20210117

阪神淡路大震災から26年

1995年1月17日から26年と言う節目を迎えました。

西宮に住んでいて震災を体験しているぼくにとっては正月や誕生日以上に大切な日です。

ぼくの住んでいた家も、西宮や神戸などの見慣れた街も信じられない被害を受けました。ぼくが住んでいた阪急夙川駅周辺は古い家屋が多く、住んでいた家も近所の家も軒並み全壊しました。

暴力的な、耐えられない揺れ。建物が崩れる容赦ない音、揺れが収まった後隣の棟から「助けて!」という母の声、「大丈夫か!」と叫ぶ祖父の声・・・・
外に出ると割れたから瓦が至る所にありました。まだ真っ暗な中だったのにそのことがなぜか良く分かりました。

家族全員ケガもなかったのは奇跡的でした。
変わりはてた瓦礫だらけの街を歩き、電話ボックスの列に並び親戚に無事を伝えたことを覚えています。

水道やガスは止まっていて、大阪に住む親族が持ってきてくれた救援物資がどれほど有難かったことか。

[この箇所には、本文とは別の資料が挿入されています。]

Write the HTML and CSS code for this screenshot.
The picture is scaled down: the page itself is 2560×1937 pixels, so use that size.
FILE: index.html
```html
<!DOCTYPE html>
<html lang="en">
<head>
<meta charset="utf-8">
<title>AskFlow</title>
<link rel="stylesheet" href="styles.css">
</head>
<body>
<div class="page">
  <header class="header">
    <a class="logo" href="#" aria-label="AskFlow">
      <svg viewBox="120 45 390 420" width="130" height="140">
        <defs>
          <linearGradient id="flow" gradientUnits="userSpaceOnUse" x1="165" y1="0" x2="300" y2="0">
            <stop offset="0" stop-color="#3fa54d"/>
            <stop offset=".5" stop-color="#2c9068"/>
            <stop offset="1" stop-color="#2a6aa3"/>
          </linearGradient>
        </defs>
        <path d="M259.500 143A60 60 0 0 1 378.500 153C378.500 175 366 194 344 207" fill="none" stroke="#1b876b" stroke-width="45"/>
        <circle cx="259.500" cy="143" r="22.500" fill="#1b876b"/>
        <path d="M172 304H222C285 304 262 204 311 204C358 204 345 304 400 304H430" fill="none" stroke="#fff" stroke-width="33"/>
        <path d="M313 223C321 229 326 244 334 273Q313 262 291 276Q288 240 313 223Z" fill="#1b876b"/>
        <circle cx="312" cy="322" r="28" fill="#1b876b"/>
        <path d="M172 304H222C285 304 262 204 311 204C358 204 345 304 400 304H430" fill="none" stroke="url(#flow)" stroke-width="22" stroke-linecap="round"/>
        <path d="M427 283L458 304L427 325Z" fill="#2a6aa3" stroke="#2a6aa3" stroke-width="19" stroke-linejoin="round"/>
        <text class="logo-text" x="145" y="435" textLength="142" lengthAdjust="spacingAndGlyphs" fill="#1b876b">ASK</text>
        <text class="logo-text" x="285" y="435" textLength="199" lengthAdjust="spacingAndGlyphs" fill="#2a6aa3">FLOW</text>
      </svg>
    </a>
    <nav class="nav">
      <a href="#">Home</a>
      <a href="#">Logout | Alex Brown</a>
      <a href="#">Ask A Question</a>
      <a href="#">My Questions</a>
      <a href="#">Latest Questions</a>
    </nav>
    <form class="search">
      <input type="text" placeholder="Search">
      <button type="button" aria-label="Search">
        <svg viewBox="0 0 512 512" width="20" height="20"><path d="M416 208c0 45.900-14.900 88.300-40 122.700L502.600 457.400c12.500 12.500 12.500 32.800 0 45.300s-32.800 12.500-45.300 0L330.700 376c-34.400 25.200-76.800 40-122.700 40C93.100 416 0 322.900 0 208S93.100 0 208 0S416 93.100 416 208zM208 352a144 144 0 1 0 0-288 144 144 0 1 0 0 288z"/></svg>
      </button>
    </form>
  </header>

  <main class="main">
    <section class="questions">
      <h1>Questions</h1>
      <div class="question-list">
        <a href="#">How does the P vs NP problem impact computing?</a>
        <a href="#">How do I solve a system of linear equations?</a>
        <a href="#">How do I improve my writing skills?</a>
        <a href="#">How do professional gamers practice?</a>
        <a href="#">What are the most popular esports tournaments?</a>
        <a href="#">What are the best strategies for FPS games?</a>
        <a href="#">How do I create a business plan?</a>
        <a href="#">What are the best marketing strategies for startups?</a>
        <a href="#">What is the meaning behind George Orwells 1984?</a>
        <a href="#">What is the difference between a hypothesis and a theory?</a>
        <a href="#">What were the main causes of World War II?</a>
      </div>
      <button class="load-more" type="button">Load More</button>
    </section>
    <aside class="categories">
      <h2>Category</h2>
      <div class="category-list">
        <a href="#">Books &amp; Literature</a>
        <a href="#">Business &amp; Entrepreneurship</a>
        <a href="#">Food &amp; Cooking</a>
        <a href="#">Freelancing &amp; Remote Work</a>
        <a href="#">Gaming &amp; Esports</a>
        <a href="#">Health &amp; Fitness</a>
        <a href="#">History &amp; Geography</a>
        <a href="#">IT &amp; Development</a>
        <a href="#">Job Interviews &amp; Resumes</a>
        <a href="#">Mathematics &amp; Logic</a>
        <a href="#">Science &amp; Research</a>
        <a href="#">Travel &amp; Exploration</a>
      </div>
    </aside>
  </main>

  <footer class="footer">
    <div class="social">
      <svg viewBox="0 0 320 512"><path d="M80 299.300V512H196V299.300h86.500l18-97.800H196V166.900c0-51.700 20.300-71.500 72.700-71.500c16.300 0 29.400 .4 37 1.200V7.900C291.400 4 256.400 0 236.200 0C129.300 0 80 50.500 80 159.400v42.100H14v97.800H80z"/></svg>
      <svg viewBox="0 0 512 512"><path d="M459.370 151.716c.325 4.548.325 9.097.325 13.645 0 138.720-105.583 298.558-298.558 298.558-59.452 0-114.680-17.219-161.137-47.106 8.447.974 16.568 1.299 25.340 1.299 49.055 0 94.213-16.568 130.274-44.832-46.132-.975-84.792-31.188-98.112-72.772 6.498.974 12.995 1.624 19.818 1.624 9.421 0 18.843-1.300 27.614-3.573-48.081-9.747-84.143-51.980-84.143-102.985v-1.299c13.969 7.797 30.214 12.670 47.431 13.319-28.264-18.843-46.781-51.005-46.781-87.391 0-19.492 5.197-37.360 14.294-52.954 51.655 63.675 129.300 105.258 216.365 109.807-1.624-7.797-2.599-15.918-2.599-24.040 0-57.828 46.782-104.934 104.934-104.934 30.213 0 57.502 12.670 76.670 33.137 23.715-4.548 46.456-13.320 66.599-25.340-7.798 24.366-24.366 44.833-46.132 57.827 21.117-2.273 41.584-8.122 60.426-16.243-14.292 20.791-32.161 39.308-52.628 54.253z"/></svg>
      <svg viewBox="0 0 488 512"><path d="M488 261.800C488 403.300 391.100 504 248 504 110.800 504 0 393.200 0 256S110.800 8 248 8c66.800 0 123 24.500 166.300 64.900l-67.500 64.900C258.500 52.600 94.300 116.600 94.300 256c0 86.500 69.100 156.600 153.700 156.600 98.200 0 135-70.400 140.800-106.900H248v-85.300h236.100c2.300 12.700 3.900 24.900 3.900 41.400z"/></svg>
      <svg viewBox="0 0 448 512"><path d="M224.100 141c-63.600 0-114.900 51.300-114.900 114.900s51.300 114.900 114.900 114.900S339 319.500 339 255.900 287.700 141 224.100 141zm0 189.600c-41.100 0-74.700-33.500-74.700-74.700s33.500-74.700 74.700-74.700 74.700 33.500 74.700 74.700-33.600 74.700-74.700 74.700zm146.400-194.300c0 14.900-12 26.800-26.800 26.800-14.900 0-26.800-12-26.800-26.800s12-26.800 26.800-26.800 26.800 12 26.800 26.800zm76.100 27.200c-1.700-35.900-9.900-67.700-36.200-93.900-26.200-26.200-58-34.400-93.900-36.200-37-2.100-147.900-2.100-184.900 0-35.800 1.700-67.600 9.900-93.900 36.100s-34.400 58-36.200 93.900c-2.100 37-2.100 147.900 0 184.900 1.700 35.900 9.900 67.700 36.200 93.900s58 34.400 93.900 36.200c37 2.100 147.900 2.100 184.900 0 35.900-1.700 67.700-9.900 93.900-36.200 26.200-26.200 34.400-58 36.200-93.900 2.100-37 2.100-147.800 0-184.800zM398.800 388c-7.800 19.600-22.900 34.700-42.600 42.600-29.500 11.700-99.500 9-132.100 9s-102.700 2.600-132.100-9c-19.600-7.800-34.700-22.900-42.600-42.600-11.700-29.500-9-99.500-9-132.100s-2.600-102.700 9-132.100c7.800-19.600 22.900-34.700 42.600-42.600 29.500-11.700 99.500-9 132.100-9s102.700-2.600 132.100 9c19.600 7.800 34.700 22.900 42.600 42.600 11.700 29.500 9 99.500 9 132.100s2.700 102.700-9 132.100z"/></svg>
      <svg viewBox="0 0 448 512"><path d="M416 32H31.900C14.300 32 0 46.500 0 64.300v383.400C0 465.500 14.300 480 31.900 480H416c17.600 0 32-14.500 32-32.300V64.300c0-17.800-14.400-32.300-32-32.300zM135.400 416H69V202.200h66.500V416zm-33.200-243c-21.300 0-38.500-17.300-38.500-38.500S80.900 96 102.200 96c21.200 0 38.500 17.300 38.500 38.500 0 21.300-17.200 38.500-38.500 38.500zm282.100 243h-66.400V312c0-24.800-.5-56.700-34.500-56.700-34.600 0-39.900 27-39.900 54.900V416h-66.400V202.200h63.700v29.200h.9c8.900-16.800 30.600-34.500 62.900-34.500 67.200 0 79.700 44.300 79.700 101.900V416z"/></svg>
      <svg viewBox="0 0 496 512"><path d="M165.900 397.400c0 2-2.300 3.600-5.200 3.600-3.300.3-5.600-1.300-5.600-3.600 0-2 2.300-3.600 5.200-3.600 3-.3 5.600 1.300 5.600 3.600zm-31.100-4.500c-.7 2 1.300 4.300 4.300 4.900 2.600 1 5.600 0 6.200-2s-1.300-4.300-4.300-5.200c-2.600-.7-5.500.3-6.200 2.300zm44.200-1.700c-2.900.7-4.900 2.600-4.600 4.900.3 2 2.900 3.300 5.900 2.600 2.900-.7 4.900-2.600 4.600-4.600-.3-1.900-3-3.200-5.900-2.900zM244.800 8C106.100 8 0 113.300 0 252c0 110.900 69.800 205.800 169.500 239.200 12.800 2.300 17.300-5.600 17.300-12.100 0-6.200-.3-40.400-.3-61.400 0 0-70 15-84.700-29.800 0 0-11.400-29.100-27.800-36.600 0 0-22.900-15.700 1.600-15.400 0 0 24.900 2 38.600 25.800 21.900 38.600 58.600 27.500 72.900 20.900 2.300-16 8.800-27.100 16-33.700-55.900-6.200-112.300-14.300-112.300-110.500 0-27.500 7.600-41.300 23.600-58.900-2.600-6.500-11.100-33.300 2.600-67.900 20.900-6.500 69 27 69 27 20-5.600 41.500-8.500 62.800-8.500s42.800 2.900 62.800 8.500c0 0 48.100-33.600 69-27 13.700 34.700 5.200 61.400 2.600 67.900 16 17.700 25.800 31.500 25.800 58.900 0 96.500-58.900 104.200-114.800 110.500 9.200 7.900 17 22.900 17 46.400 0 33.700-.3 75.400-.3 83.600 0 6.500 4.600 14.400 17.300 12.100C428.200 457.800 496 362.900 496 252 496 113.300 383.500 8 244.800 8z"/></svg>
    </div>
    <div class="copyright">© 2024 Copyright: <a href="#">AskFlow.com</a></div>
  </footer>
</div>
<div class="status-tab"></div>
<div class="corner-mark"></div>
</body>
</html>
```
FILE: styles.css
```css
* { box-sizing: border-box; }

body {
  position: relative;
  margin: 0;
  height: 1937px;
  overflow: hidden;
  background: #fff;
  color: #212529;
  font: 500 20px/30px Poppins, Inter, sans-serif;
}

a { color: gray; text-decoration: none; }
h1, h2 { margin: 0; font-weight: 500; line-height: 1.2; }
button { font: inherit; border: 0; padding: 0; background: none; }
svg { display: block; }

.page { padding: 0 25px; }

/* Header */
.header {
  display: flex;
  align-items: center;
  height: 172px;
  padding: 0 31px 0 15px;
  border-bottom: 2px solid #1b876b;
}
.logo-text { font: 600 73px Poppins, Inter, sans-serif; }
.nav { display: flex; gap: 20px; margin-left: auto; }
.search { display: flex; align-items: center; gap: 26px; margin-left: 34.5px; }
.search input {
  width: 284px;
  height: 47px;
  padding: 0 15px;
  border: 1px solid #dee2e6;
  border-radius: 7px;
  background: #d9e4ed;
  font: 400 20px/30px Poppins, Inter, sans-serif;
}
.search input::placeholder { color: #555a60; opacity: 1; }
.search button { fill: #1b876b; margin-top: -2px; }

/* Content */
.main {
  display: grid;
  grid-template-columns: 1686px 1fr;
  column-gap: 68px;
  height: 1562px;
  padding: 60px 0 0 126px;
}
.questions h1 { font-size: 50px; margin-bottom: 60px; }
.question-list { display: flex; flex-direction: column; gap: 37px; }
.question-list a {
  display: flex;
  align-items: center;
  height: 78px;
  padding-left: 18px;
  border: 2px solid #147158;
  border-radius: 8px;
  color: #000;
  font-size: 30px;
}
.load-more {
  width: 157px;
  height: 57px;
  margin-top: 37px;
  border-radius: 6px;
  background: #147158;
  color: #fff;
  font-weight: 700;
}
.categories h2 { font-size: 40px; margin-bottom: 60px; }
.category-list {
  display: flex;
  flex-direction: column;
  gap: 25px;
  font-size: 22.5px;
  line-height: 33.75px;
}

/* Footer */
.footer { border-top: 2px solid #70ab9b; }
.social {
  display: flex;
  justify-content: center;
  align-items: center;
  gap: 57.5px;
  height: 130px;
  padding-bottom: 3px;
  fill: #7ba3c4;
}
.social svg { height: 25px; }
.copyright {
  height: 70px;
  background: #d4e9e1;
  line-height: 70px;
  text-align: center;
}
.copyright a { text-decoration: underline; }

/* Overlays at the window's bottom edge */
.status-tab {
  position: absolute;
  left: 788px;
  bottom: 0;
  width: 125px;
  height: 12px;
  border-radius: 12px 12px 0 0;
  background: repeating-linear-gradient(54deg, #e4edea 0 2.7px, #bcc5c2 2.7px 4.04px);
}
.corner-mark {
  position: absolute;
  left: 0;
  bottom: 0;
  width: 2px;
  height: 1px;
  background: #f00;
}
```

(電車も動かず道路は大渋滞していて長い距離を重い荷物を持ち歩いてきてくれました。)
瓦礫、食器、家具・・人が住んでいたとは思えないような場所になり果てた家の中も黙々と片付けてくれました。

日常生活を取り戻すために何から手を付けて良いのかもわからず呆然としつつも、みんなでひとつひとつのことを解決して前へ進みました。

死者6,434人
行方不明3人
負傷者43,792人
住宅被害639,686棟

これが阪神淡路大震災の被害内容です。ただ数字では計り知れない人の苦しみ、涙があったことを覚えていかなくてはなりません。そして未だ元の生活に戻ることが出来ていない人がいるということを。

2020年から見舞われた新型コロナウィルス感染症の一連の災禍を見るまでもなく、当たり前の日常と言うのがこんなにも有難いものかと思い知らされます。

写真を撮っていること、家族で一緒にご飯を食べること、車で渋滞にはまってイライラすること、お酒を飲みすぎて翌朝が辛いこと、45歳になり体力が落ちてきたこと・・

こんな他愛もないようなことすべてがどれほど幸せなことなのかを、今になって思い知らされます。

そしてその日常の、当たり前の幸せは、いつ消えてしまうか分からないくらい脆いものでもあります。だから本当に大切にしなくてはならない。

1月17日は被災された方を想う日でもあり、自分自身と向き合う大切な日でもあります。